= John H. Tierney =

American politician (1832–1907)

John Hogan Tierney (June 24, 1832 - February 9, 1907) was an American politician and farmer.

Tierney was born in Freshford, County Kilkenny, Ireland and went to the public schools in Ireland. He emigrated to the United States in 1851 and settled in the Town of Westport, Dane County, Wisconsin. He was a farmer. Tierney served as the chairman of the Westport Town Board and on the Dane County Board of Supervisors.
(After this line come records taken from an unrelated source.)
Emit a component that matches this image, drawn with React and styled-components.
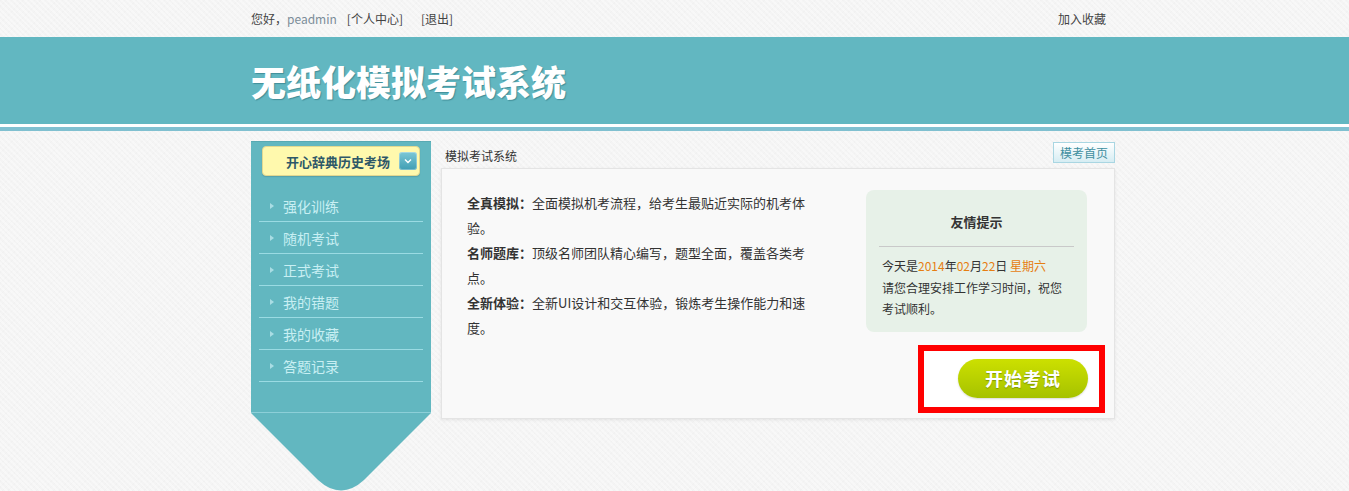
import styled, { createGlobalStyle } from "styled-components";

const GlobalStyle = createGlobalStyle`
  html, body { margin: 0; padding: 0; }
  body {
    font-family: "Noto Sans CJK SC", "Liberation Sans", sans-serif;
    font-size: 12px;
    color: #333;
    background-color: #f4f4f4;
    background-image:
      repeating-linear-gradient(45deg, rgba(255,255,255,.35) 0 2px, transparent 2px 4px),
      repeating-linear-gradient(-45deg, rgba(235,235,235,.3) 0 1px, transparent 1px 4px);
  }
`;

const Wrap = styled.div`
  width: 864px;
  margin-left: calc(50% - 423.5px);
`;

const TopBar = styled.div`
  height: 37px;
  display: flex;
  align-items: center;
  justify-content: space-between;
  padding-right: 9px;
  color: #444;
  font-size: 12px;
  white-space: nowrap;
`;
const TopLeft = styled.div`
  display: flex;
  align-items: center;
  gap: 10px;
`;
const UserName = styled.span`
  color: #7b8d99;
`;
const TopLink = styled.span`
  margin-left: ${(p) => (p.$wide ? "8px" : "0")};
`;

const HeaderBand = styled.div`
  height: 87px;
  background: #62b7c1;
  border-bottom: 3px solid #fff;
  box-shadow: 0 4px 0 #80c0d0;
  margin-bottom: 14px;
`;
const Title = styled.h1`
  margin: 0;
  font-size: 35px;
  font-weight: 900;
  line-height: 87px;
  color: #fff;
  text-shadow: 1px 1px 1px rgba(40, 110, 120, .55);
`;

const Body = styled.div`
  display: flex;
  gap: 10px;
  align-items: flex-start;
`;

const Side = styled.div`
  width: 180px;
  flex: none;
`;
const SideTop = styled.div`
  background: #62b7c0;
  border-top: 1px solid #58a9b2;
  padding: 4px 8px 30px;
  border-bottom: 1px solid #8ccfd8;
`;
const Picker = styled.div`
  margin: 0 3px 14px;
  height: 30px;
  box-sizing: border-box;
  border: 1px solid #e2d890;
  border-radius: 4px;
  background: #fff9ad;
  display: flex;
  align-items: center;
  padding: 0 2px 0 23px;
  box-shadow: 0 1px 1px rgba(0,0,0,.12);
`;
const PickerText = styled.span`
  flex: 1;
  font-size: 13px;
  font-weight: 700;
  color: #2e5868;
`;
const PickerBtn = styled.span`
  width: 18px;
  height: 18px;
  border-radius: 3px;
  background: linear-gradient(#7cc8d6, #3f9db3);
  display: flex;
  align-items: center;
  justify-content: center;
  box-shadow: inset 0 0 0 1px rgba(255,255,255,.3);
`;
const Menu = styled.ul`
  list-style: none;
  margin: 0;
  padding: 0;
`;
const MenuItem = styled.li`
  height: 31px;
  border-bottom: 1px solid #9adbe3;
  display: flex;
  align-items: center;
  padding-left: 11px;
  gap: 9px;
  font-size: 14px;
  color: #c8eff3;
`;
const Arrow = styled.span`
  width: 0;
  height: 0;
  border-top: 3px solid transparent;
  border-bottom: 3px solid transparent;
  border-left: 4px solid #a9dde4;
`;
const Tip = styled.svg`
  display: block;
`;

const Main = styled.div`
  flex: 1;
`;
const Crumbs = styled.div`
  height: 27px;
  display: flex;
  justify-content: space-between;
  align-items: flex-start;
`;
const CrumbText = styled.span`
  margin: 5px 0 0 4px;
  line-height: 20px;
  font-size: 12px;
  color: #333;
`;
const HomeBtn = styled.button`
  margin-top: 1px;
  height: 21px;
  width: 62px;
  padding: 0;
  border: 1px solid #a9d6e2;
  background: linear-gradient(#ffffff, #d6edf3);
  color: #3f8fa0;
  font-family: inherit;
  font-size: 12px;
`;

const Panel = styled.div`
  border: 1px solid #e4e4e4;
  background: #f9f9f9;
  box-shadow: 0 1px 3px rgba(0,0,0,.08);
  padding: 21px 9px 5px 25px;
  display: flex;
  justify-content: space-between;
  align-items: flex-start;
`;
const Intro = styled.div`
  width: 342px;
  font-size: 13px;
  line-height: 25px;
  color: #333;
`;
const Para = styled.p`
  margin: 0;
`;
const Label = styled.strong`
  font-weight: 700;
`;
const RightCol = styled.div`
  display: flex;
  flex-direction: column;
  align-items: flex-end;
`;
const TipBox = styled.div`
  width: 221px;
  box-sizing: border-box;
  margin-right: 18px;
  background: #e7f1e8;
  border-radius: 8px;
  padding: 22px 13px 12px;
`;
const TipTitle = styled.div`
  text-align: center;
  font-size: 13px;
  font-weight: 700;
  line-height: 20px;
  padding-bottom: 14px;
  border-bottom: 1px solid #c9c9c9;
  color: #333;
`;
const TipText = styled.div`
  padding: 8px 3px 0;
  font-size: 12px;
  line-height: 21.5px;
  color: #333;
`;
const Hl = styled.span`
  color: #e67e12;
`;
const Mark = styled.div`
  margin-top: 13px;
  border: 6px solid #ff0000;
  background: #fff;
  padding: 8px 11px 9px 34px;
`;
const StartBtn = styled.button`
  width: 130px;
  height: 39px;
  border: none;
  border-radius: 20px;
  background: linear-gradient(#cce000, #a6c200);
  box-shadow: 0 1px 2px rgba(0,0,0,.15);
  color: #fff;
  font-family: inherit;
  font-size: 18px;
  font-weight: 700;
  letter-spacing: 1px;
  text-shadow: 0 1px 1px rgba(80,100,0,.5);
  padding: 0;
`;

const menu = ["强化训练", "随机考试", "正式考试", "我的错题", "我的收藏", "答题记录"];

export default function App() {
  return (
    <>
      <GlobalStyle />
      <Wrap>
        <TopBar>
          <TopLeft>
            <span>您好，<UserName>peadmin</UserName></span>
            <TopLink>[个人中心]</TopLink>
            <TopLink $wide>[退出]</TopLink>
          </TopLeft>
          <span>加入收藏</span>
        </TopBar>
      </Wrap>
      <HeaderBand>
        <Wrap>
          <Title>无纸化模拟考试系统</Title>
        </Wrap>
      </HeaderBand>
      <Wrap>
        <Body>
          <Side>
            <SideTop>
              <Picker>
                <PickerText>开心辞典历史考场</PickerText>
                <PickerBtn>
                  <svg width="8" height="6" viewBox="0 0 8 6">
                    <path d="M1 1.5 L4 4.5 L7 1.5" fill="none" stroke="#fff" strokeWidth="1.4" />
                  </svg>
                </PickerBtn>
              </Picker>
              <Menu>
                {menu.map((m) => (
                  <MenuItem key={m}>
                    <Arrow />
                    {m}
                  </MenuItem>
                ))}
              </Menu>
            </SideTop>
            <Tip width="180" height="78" viewBox="0 0 180 78">
              <path d="M0 0 H180 L113 67 Q90 88 67 67 Z" fill="#62b7c0" />
            </Tip>
          </Side>
          <Main>
            <Crumbs>
              <CrumbText>模拟考试系统</CrumbText>
              <HomeBtn>模考首页</HomeBtn>
            </Crumbs>
            <Panel>
              <Intro>
                <Para><Label>全真模拟：</Label>全面模拟机考流程，给考生最贴近实际的机考体验。</Para>
                <Para><Label>名师题库：</Label>顶级名师团队精心编写，题型全面，覆盖各类考点。</Para>
                <Para><Label>全新体验：</Label>全新UI设计和交互体验，锻炼考生操作能力和速度。</Para>
              </Intro>
              <RightCol>
                <TipBox>
                  <TipTitle>友情提示</TipTitle>
                  <TipText>
                    今天是<Hl>2014</Hl>年<Hl>02</Hl>月<Hl>22</Hl>日 <Hl>星期六</Hl>
                    <br />
                    请您合理安排工作学习时间，祝您考试顺利。
                  </TipText>
                </TipBox>
                <Mark>
                  <StartBtn>开始考试</StartBtn>
                </Mark>
              </RightCol>
            </Panel>
          </Main>
        </Body>
      </Wrap>
    </>
  );
}
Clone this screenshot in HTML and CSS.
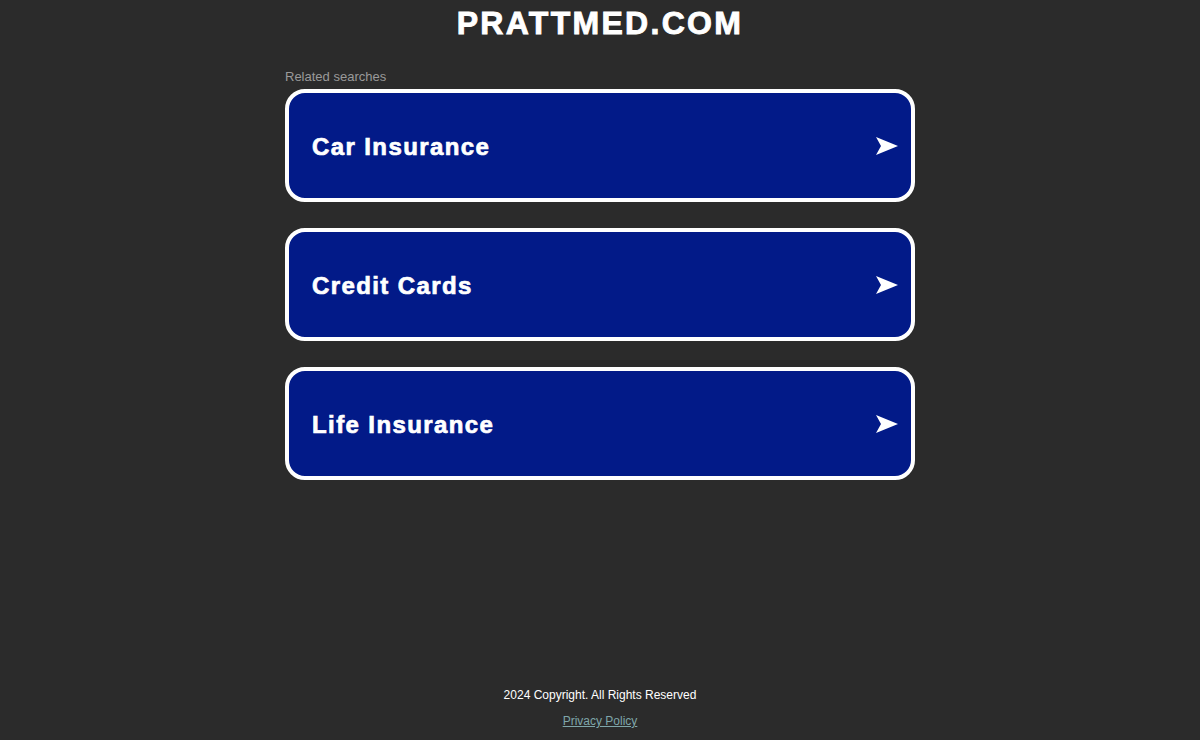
FILE: index.html
```html
<!DOCTYPE html>
<html lang="en">
<head>
<meta charset="utf-8">
<title>PRATTMED.COM</title>
<link rel="stylesheet" href="styles.css">
</head>
<body>
<div class="page">
  <header class="header">
    <h1 class="domain">PRATTMED.COM</h1>
  </header>
  <main class="main">
    <div class="related">Related searches</div>
    <div class="cards">
      <a class="card" href="#"><span class="card-text">Car Insurance</span>
        <svg class="arrow" viewBox="0 0 22 18" width="22" height="18"><polygon points="0,0 22,9 0,18 5,9" fill="#fff"/></svg></a>
      <a class="card" href="#"><span class="card-text">Credit Cards</span>
        <svg class="arrow" viewBox="0 0 22 18" width="22" height="18"><polygon points="0,0 22,9 0,18 5,9" fill="#fff"/></svg></a>
      <a class="card" href="#"><span class="card-text">Life Insurance</span>
        <svg class="arrow" viewBox="0 0 22 18" width="22" height="18"><polygon points="0,0 22,9 0,18 5,9" fill="#fff"/></svg></a>
    </div>
  </main>
  <footer class="footer">
    <div class="copyright">2024 Copyright. All Rights Reserved</div>
    <a class="privacy" href="#">Privacy Policy</a>
  </footer>
</div>
</body>
</html>
```
FILE: styles.css
```css
html, body {
  margin: 0;
  padding: 0;
  background: #2b2b2b;
  font-family: "Liberation Sans", Arial, sans-serif;
}
.page {
  min-height: 100vh;
  display: flex;
  flex-direction: column;
  align-items: center;
}
.header {
  width: 100%;
  text-align: center;
}
.domain {
  margin: 0;
  font-size: 32px;
  line-height: 47px;
  font-weight: 900;
  color: #fff;
  letter-spacing: 2.3px;
  -webkit-text-stroke: 0.9px #fff;
}
.main {
  width: 630px;
  margin-top: 21px;
}
.related {
  font-size: 13px;
  line-height: 17px;
  color: #9a9a9a;
  margin-bottom: 4px;
}
.cards {
  display: flex;
  flex-direction: column;
  gap: 26px;
}
.card {
  display: flex;
  align-items: center;
  justify-content: space-between;
  height: 105px;
  border: 4px solid #fff;
  border-radius: 20px;
  background: #021a88;
  padding: 0 13px 0 23px;
  text-decoration: none;
}
.card-text {
  font-size: 24px;
  font-weight: bold;
  color: #fff;
  letter-spacing: 1.4px;
  -webkit-text-stroke: 0.7px #fff;
  padding-top: 2px;
}
.arrow {
  display: block;
  margin-top: 0;
}
.footer {
  margin-top: auto;
  display: flex;
  flex-direction: column;
  align-items: center;
  padding-bottom: 9px;
}
.copyright {
  font-size: 12px;
  line-height: 20px;
  color: #fff;
  margin-bottom: 6px;
}
.privacy {
  font-size: 12px;
  line-height: 20px;
  color: #7fa6aa;
  text-decoration: underline;
}
```
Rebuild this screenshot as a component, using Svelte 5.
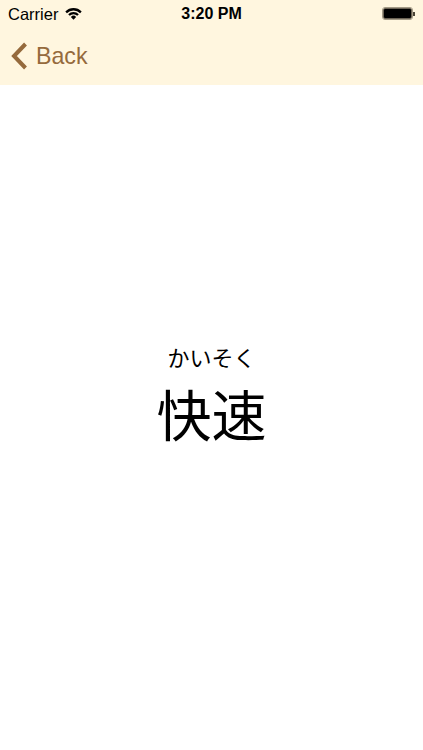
<script lang="ts">
  const reading = 'かいそく';
  const word = '快速';
</script>

<div class="screen">
  <header class="top">
    <div class="status">
      <div class="status-left">
        <span class="carrier">Carrier</span>
        <svg class="wifi" width="17" height="13" viewBox="0 0 16 12">
          <path d="M0.3 4.1 A10.9 10.9 0 0 1 15.7 4.1 L14.2 5.7 A8.7 8.7 0 0 0 1.8 5.7 Z" fill="#000" />
          <path d="M3 6.7 A7.1 7.1 0 0 1 13 6.7 L11.5 8.2 A5 5 0 0 0 4.5 8.2 Z" fill="#000" />
          <path d="M5.5 9.2 A3.5 3.5 0 0 1 10.5 9.2 L8 11.8 Z" fill="#000" />
        </svg>
      </div>
      <span class="clock">3:20 PM</span>
      <div class="battery">
        <div class="battery-body"></div>
        <div class="battery-cap"></div>
      </div>
    </div>
    <nav class="nav">
      <svg class="chevron" width="18" height="28" viewBox="0 0 18 28">
        <path d="M15.5 2 L4 14 L15.5 26" fill="none" stroke="#956a3c" stroke-width="4" />
      </svg>
      <span class="back">Back</span>
    </nav>
  </header>

  <main class="card">
    <div class="reading">{reading}</div>
    <div class="word">{word}</div>
  </main>
</div>

<style>
  :global(body) {
    margin: 0;
    background: #fff;
  }
  .screen {
    width: 423px;
    height: 750px;
    display: flex;
    flex-direction: column;
    font-family: "Liberation Sans", Arial, sans-serif;
    overflow: hidden;
  }
  .top {
    height: 85px;
    background: #fff6df;
  }
  .status {
    height: 28px;
    display: grid;
    grid-template-columns: 1fr auto 1fr;
    align-items: center;
    padding: 0 8px;
  }
  .status-left {
    display: flex;
    align-items: center;
    gap: 7px;
  }
  .carrier {
    font-size: 16.5px;
    color: #000;
  }
  .wifi {
    margin-top: -2px;
  }
  .clock {
    font-size: 16px;
    font-weight: 700;
    color: #000;
  }
  .battery {
    justify-self: end;
    display: flex;
    align-items: center;
    margin-top: -1px;
  }
  .battery-body {
    width: 27px;
    height: 9px;
    background: #000;
    border: 1px solid #6b6355;
    outline: 1px solid #a39a86;
    border-radius: 2px;
  }
  .battery-cap {
    width: 2px;
    height: 4px;
    margin-left: 1px;
    background: #4a4436;
  }
  .nav {
    display: flex;
    align-items: center;
    gap: 8px;
    padding: 1px 0 0 10px;
    height: 54px;
  }
  .chevron {
    margin-top: -1px;
  }
  .back {
    font-size: 23.2px;
    color: #956a3c;
  }
  .card {
    flex: 1;
    display: flex;
    flex-direction: column;
    align-items: center;
    padding-top: 255px;
    color: #000;
    font-family: "Noto Sans CJK JP", "Liberation Sans", sans-serif;
  }
  .reading {
    font-size: 22px;
    line-height: 32px;
  }
  .word {
    font-size: 55px;
    line-height: 80px;
  }
</style>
He died in Waunakee, Wisconsin.

== Legislative service ==
In 1879 he was elected to the 1st Dane County district of the Wisconsin House of Representatives (the Towns of Berry, Black Earth, Blue Mounds, Cross Plains, Dane, Fitchburg, Mazomanie, Middleton, Montrose, Perry, Primrose, Roxbury, Springdale, Springfield, Verona, Vermont and Westport) as a Democrat, with 1748 votes to 537 for Independent Greenbacker John E. Brumm and 460 for Republican D. H. Eastman, for the 1880 term (incumbent Matthias Theisen, also a Democrat, was not a candidate). He was assigned to the standing committee on privileges and elections. He did not run for re-election, and was succeeded by fellow Democrat Samuel James Coldwell.